Objective
Each line holding the word "React" counts once; give the total and nothing more.

Data excerpt
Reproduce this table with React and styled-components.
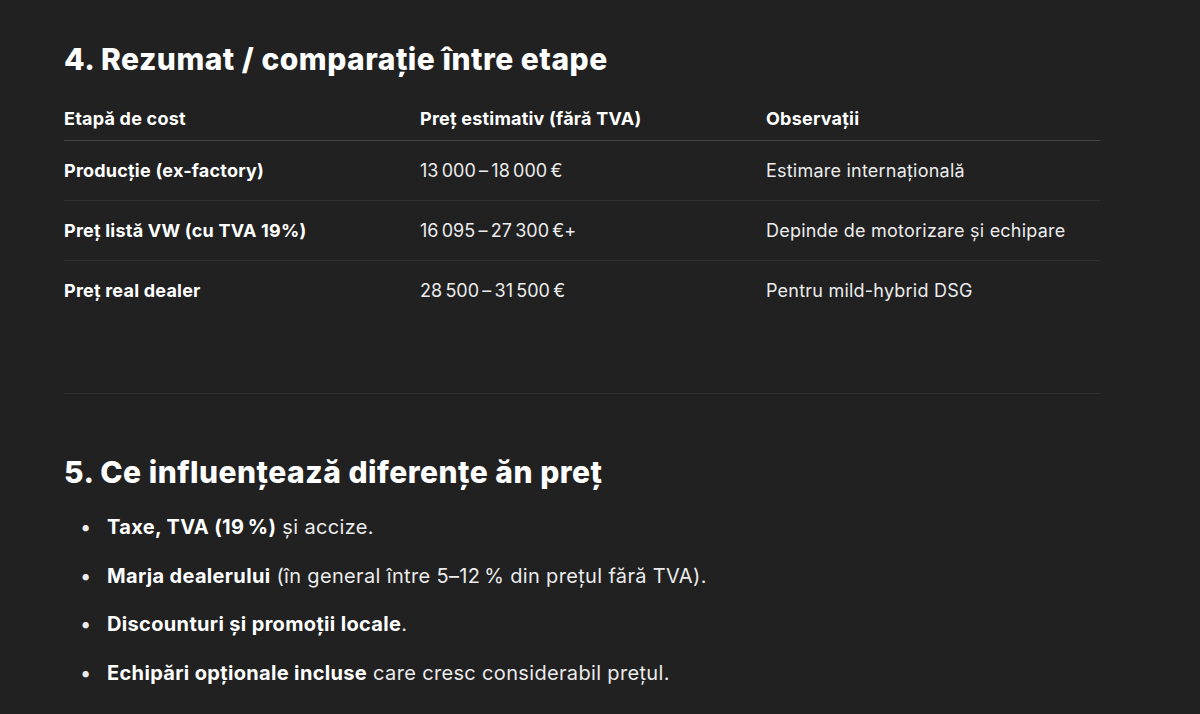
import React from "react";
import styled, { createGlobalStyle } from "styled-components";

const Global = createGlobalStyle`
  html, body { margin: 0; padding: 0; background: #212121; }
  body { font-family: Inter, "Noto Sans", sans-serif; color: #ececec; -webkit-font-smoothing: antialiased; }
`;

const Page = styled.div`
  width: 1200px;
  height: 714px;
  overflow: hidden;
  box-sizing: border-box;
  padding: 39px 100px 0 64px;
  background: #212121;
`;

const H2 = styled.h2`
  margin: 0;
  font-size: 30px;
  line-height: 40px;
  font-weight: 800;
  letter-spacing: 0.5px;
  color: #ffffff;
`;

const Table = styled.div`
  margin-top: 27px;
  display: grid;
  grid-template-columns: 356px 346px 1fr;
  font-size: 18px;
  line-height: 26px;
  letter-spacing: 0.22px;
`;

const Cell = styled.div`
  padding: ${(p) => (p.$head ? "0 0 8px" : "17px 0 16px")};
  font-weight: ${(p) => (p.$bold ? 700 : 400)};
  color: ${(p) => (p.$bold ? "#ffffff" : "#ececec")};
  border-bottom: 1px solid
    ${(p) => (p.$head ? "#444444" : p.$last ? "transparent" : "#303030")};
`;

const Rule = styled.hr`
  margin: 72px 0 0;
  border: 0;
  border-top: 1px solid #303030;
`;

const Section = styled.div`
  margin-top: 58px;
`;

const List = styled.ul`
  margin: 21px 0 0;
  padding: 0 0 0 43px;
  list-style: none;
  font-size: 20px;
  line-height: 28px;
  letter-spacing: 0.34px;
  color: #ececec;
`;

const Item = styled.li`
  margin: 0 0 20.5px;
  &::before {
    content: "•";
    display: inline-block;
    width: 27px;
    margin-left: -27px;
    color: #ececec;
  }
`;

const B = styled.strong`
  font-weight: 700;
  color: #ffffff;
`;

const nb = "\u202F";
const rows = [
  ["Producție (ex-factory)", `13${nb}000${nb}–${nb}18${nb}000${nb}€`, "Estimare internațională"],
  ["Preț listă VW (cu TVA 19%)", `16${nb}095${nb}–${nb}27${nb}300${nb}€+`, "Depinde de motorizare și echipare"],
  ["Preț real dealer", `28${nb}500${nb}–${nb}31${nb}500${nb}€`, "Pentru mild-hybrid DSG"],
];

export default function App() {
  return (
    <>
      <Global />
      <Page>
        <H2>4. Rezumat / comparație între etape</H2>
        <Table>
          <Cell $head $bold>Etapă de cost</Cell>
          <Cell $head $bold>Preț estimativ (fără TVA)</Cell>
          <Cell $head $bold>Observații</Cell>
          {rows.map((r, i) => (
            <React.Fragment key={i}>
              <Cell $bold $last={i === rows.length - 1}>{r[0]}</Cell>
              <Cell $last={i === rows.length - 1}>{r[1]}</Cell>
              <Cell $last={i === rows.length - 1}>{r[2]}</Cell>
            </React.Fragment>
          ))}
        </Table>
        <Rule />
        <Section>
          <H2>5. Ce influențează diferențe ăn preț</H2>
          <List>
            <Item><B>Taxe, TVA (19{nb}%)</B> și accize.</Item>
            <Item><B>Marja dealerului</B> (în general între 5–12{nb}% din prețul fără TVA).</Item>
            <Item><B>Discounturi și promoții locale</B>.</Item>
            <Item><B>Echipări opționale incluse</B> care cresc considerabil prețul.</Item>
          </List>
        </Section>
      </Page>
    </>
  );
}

Solution for this task
4